I’m very grateful that my company closes between Christmas and New Year’s Day for maximum revelry + rest, and allows me to shed the holiday mask and come back to work with a fresh, hopeful outlook. I feel like the guy in this painting every January 2nd.

We all have a tendency to start the year with overzealous resolutions (the gym everyday! eat every kind of healthy seed! digital detox!) and then come back down to earth with more realistic, bite-sized goals (the gym 3 x week; add hemp; delete problem apps) – but – for this first week in January, I always give myself permission to DREAM BIG AND BOLD and see anything and everything through hopeful eyes. The pragmatic goals/objectives setting exercises can come next week.

So, pardon me while I live aspirationally at home and at work this week – particularly while letting my mind run wild with the amazingly bright potential of Women in Print Alliance to empower women leaders and rising stars in the printing industry in 2024. I promise to parachute back down to earth with two or three really solid, achievable “big goals” to begin plodding through next week.

And if you’re a woman in print who is bold-dreaming at work this week, too, please consider for a moment what you’d like to see Women in Print Alliance accomplish on your behalf in 2024. I’d love to your ideas about programming and/or content related to any of the following topics: advocacy, career development, DE&I, executive leadership, and work-life balance. Contact me or feel welcome to reach out to me on LinkedIn.
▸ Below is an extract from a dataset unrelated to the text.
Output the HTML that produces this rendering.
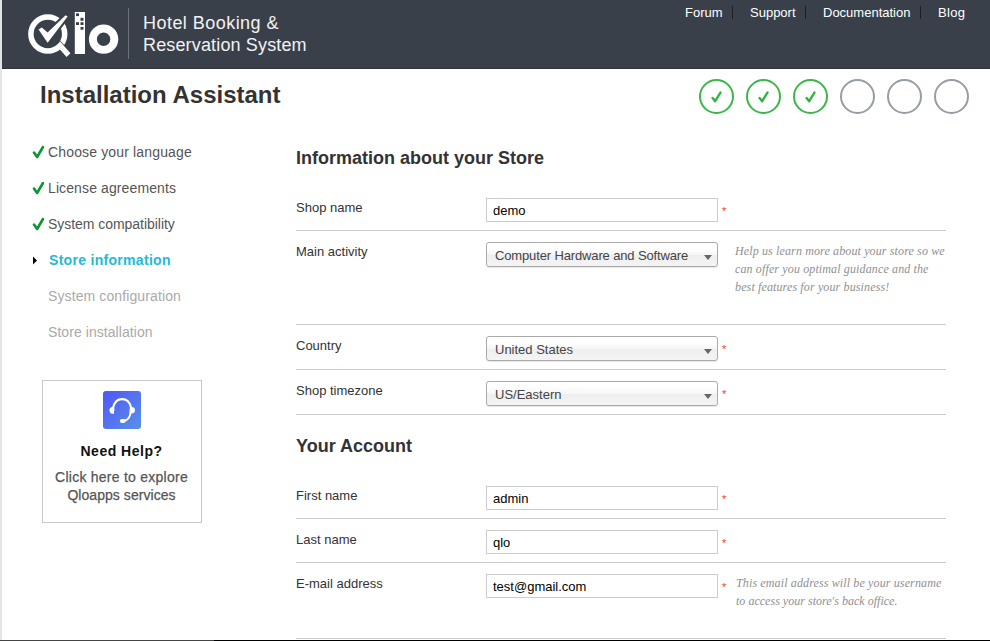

From Picasso and me: HAPPY NEW YEAR!

Editor’s Note: I’ve always been a fan of Picasso’s artwork, yet never took a course in Art History or knew much about the meaning or the man behind the work. Thanks to my sister, who is completing her degree in Art History this year, I learned in early 2023 that the year would mark the 50th year of the artists’ death. All last year, museums across the globe went into hyper-focus curating special Picasso exhibitions, while art critics, journalists, and biographers published articles with a renewed focus on Picasso’s personal life. Wow. I’ve now been plainly schooled on well-proven evidence of his creepily misogynistic actions. I now choose to focus solely on the aesthetics of the work, which I still love, but with far more knowledge of and less admiration for its creator.